E. G.: Pourquoi le PT a-t-il payé ses alliés dans le gouvernement ?
T. G.: Ce que je peux confirmer, c’est qu’il y a eu des transferts d’argent en faveur des alliés du PT et que cela c’est traduit par un type de relations abâtardies. Il y a des éléments qui déterminent ce type de comportement. Le premier, l’absence de loyauté dans les relations avec le parti, qui supprime la possibilité de dialogue formel et institutionnel entre les partis [il est traditionnel au Brésil qu’un élu change de parti durant la législature, en vue de l’obtention d’avantages matériels]. Le second, le fait que le Congrès national brésilien représente une composition d’intérêts régionaux fragmentés et non une représentation institutionnelle fédérale [les négociations entre partis dans l’intérêt d’un Etat, d’une région, les négociations sont très fréquentes].
Tout cela affaibli le Congrès comme institution et les partis.
E. G.: Ainsi le Congrès du Brésil serait un grand marché ?
T. G.: Je ne dirai pas cela, parce qu’au Congrès il y a une majorité de parlementaires respectables. Mais il existe aussi une partie du Parlement qui est soumise à un rapport de dépendance économique avec le pouvoir.
E. G.: Comment est-il possible que dans le PT, personne n’a réussi à voir qu’existait ce groupe «parallèle» ?

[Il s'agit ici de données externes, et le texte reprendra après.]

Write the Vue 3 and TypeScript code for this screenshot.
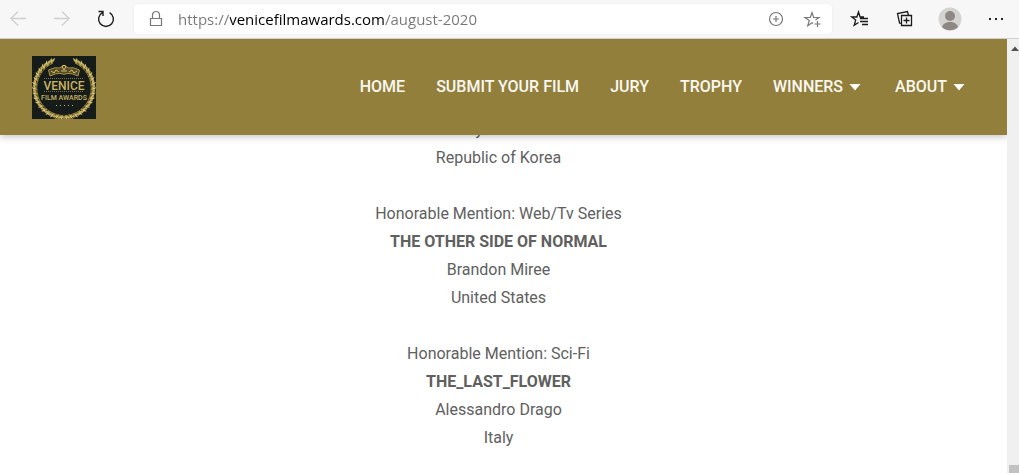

T. G.: Je crois que c’est la faute du pragmatisme que nous avons adopté dans notre système d’alliance pour assurer la gouvernabilité du centre-gauche. Le Parti, comme institution n’a pas eu une relation ouverte, transparente, de collaboration au moment où nous sommes arrivées au pouvoir. Avec le gouvernement Lula on s’est noyé dans le pragmatisme, ce qui a conduit à une décomposition de notre base.
* Cet entretien a été réalisé par la correspondante Eleonora Gosman à Sao Paulo du quotidien argentin Clarìn, le 5 août 2005. La présentation de l’entretien est celle de E. Gosman.